Betori: "Ripensiamo le parrocchie"

La relazione del cardinale al convegno dei nuovi vescovi di Roma

Il cardinale Betori (New Press Photo)

Il cardinale Betori (New Press Photo)

Firenze, 17 settembre 2014 - Moltiplicazione individuale della comunicazione, vite che corrono e altre che diventano improvvisamente periferiche. Stati più deboli che faticano a ripensarsi nel nuovo millennio. Ci sono oggi, in un contesto di forte mobilità sociale, altri modi con cui dare forma all’esperienza cristiana più efficaci e attuali della parrocchia? Si tratta piuttosto di ripensare la parrocchia – ha detto martedì 16 settembre il card. Giuseppe Betori un intervento sul tema, a Roma, al Convegno dei Nuovi Vescovi.
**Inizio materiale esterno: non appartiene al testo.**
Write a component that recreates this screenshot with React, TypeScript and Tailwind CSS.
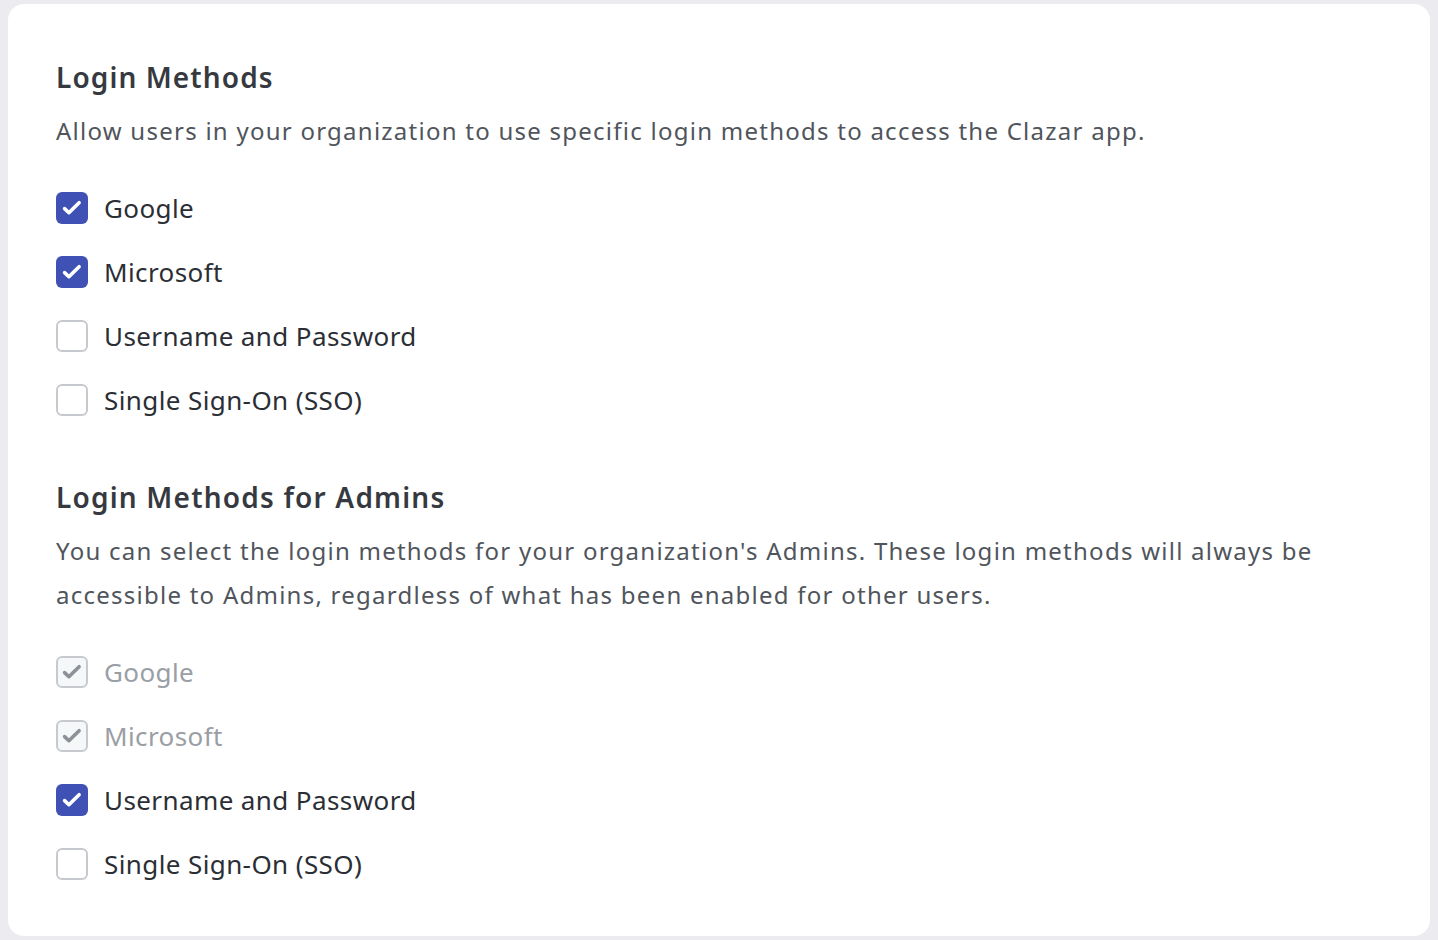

La parrocchia salvaguarda la dimensione territoriale, ma vive la tentazione di due derive: da una parte diventare una comunità “autoreferenziale”, dall'altra una sorta di “centro di servizi religiosi”.

Se ne esce orientandosi completamente verso la missione, con attenzione ad attivare processi e non a occupare spazi di potere, “prendendo l'iniziativa” per aprirsi al popolo: farsi carico “delle persone nella loro singolarità, prendersi cura dei poveri, essere disposti a collaborare con altri soggetti sociali e con le istituzioni, infine essere capaci di promuovere cultura nel nostro tempo”. Bisogna cogliere il respiro e l'affanno di un tempo nuovo, di grande mobilità e provvisorietà, caratterizzata da una comunicazione larga e compulsiva, in cui c'è tuttavia bisogno di riferimenti stabili.

Dunque si apre una prospettiva di “integrazione”, che risponde anzitutto all’impossibilità della singola parrocchia di “presidiare tutte le 'frontiere' e le 'periferie', sociali e culturali, in cui oggi si distribuisce l’esperienza delle persone”; risponde anche all’esigenza di superare la figura di un parroco che “occupa tutti gli spazi della pastorale, appiattendo le esigenze e le diversità”. C'è un elemento da non sottovalutare: rispetto alle esigenze ci sono meno parroci. Ripensarsi, allora, in funzione di numeri più contenuti di preti, “la cui presenza va articolata su territori più vasti, in connessione tra di loro e aperti a dare spazi adeguati alla presenza di altre soggettività ecclesiali, sia personali (laici e membri di istituti di vita consacrata), sia comunionali (aggregazioni laicali e famiglie religiose)”.